THE WEEK: Water supplies are good, fireworks are bad and where Daniel Arbour lives

Oct 26, 2022 | Commentary, Latest Feature

By George Le Masurier

Vancouver Island has experienced record-high temperatures this fall and record-low amounts of rainfall. Even the Mojave Desert in California has received more precipitation than the Island.

And with rising temperatures, water consumption and evaporation have increased all over the world, draining water supplies from California to Europe to the Sunshine Coast of British Columbia down to dangerously low levels.

The Comox Valley has not been immune. According to Kris La Rose, the senior manager of water and wastewater services at the regional district, the Comox Lake reservoir is very low at the moment, particularly so given the wet spring that seeped into mid-July.

And there has been little replenishment since creating drought conditions. Although, two atmospheric rivers predicted to head our way this week may dump double-digit millimeters of rain.

But throughout the recent extended drought, La Rose says water supplies available to the Comox Valley system were never threatened.

“By Hydro manages the reservoir and prioritizes fish flows and power generation, but with the newly installed lake intake being well below the BC Hydro dam sill (the lowest point at which water can still flow down the Puntledge River), the community water system is no longer threatened by drought conditions,” he told Decafnation.

That’s good news. An important benefit from the $126 million upgrades and new water treatment plant that opened a year ago.

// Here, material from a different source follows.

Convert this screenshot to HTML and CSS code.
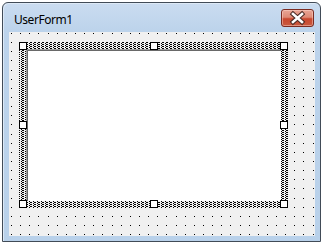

However, the water system’s licenses and water use agreements with BC Hydro still require the regional district to impose higher level water restrictions as Hydro reduces flow down the river. That was the reason behind shifting to stage 3 water restrictions in early October. Hydro concluded they needed to reduce flows to make it through to the start of fall rains.

So, if the weather forecast is accurate, and we get around up to 50mm over the next 72 hours, all this talk and worry about droughts and water supplies will fade into the background. At least until drought conditions occur again next summer.

 

NO FIREWORKS THIS HALLOWEEN

In just a few days, Halloween festivities will take place all across the Comox Valley. Kids will be trick or treating, adults will be dressing up for costume parties and some people will set off fireworks, annoying neighbors and frightening family pets and wildlife. And potentially starting fires.

This year, anyone igniting fireworks will being do so in defiance of an Island-wide ban imposed by the BC Wildfire Service.

Following directives from the Wildfire Service, the Comox Valley Regional District and the Village of Cumberland have banned the use of fireworks and have not issued any fireworks permits. Individual use of fireworks in Courtenay and Comox are banned.

In a normal year, however, the regional district has issued many permits for the use of legal fireworks. In 2019, it granted 76 permits; 117 in 2020 and 72 in 2021.

Given all the personal and community dangers associated with fireworks, is it time for a Valley-wide ban on individual fireworks

 

CLARIFICATION IN OUR COVERAGE

Thanks to an alert reader, Decafnation must clarify an oversight in our 2022 local government election coverage. Throughout the recent campaign, we were critical of the trend toward candidates living in one jurisdiction and seeking elected office in another.

While we had checked the residence of many new candidates, we did not check the nomination papers of Area A incumbent Director Daniel Arbour. We assumed he was still living full-time with his wife and family at their Hornby Island home.

But a reader’s comment to our last election commentary told us otherwise. So we checked.

Arbour listed two addresses on his nomination papers this year, one for the family home on Hornby and a second address on Ryan Road in Area B. Due to family matters, Arbour has regularly split his time between the Hornby and in-town residences over the past year.

The Arbours purchased a four-bedroom mobile unit in the Courtenay area to facilitate an easier daily commute for their children, who were entering high school at G.P. Vanier. It’s not uncommon for Island residents to lessen the burden of a long two-ferry commute with secondary accommodations on the Big Island.

Current School District 71 Trustee Sheila McDonnell, who served as board chair last year, told Decafnation that she has employed the same strategy.

“In my own case, we had a second home in Courtenay from about 2006 when it became clear that my daughter would not be able to complete Grade 10-12 either doing distance ed on her own or commuting,” she said. “ We had a tenant in the main part of our house, but retained an addition as a minimum base for weekends and summer use.”

McDonnell ran for the Board of Education position a few years later, in a 2010 by-election. She’d had time to be on the Parent Advisory Council at Lake Trail where my son went, and then on the District PAC.

“I do not think I would have been able to do the job commuting from Hornby for meetings – staying in hotels would have been very onerous and time away from the family would have been very difficult,” she said. “The temporary migration to town is something a lot of families do for a few years in various permutations. We often put up friends of all ages at our (in-town) place.”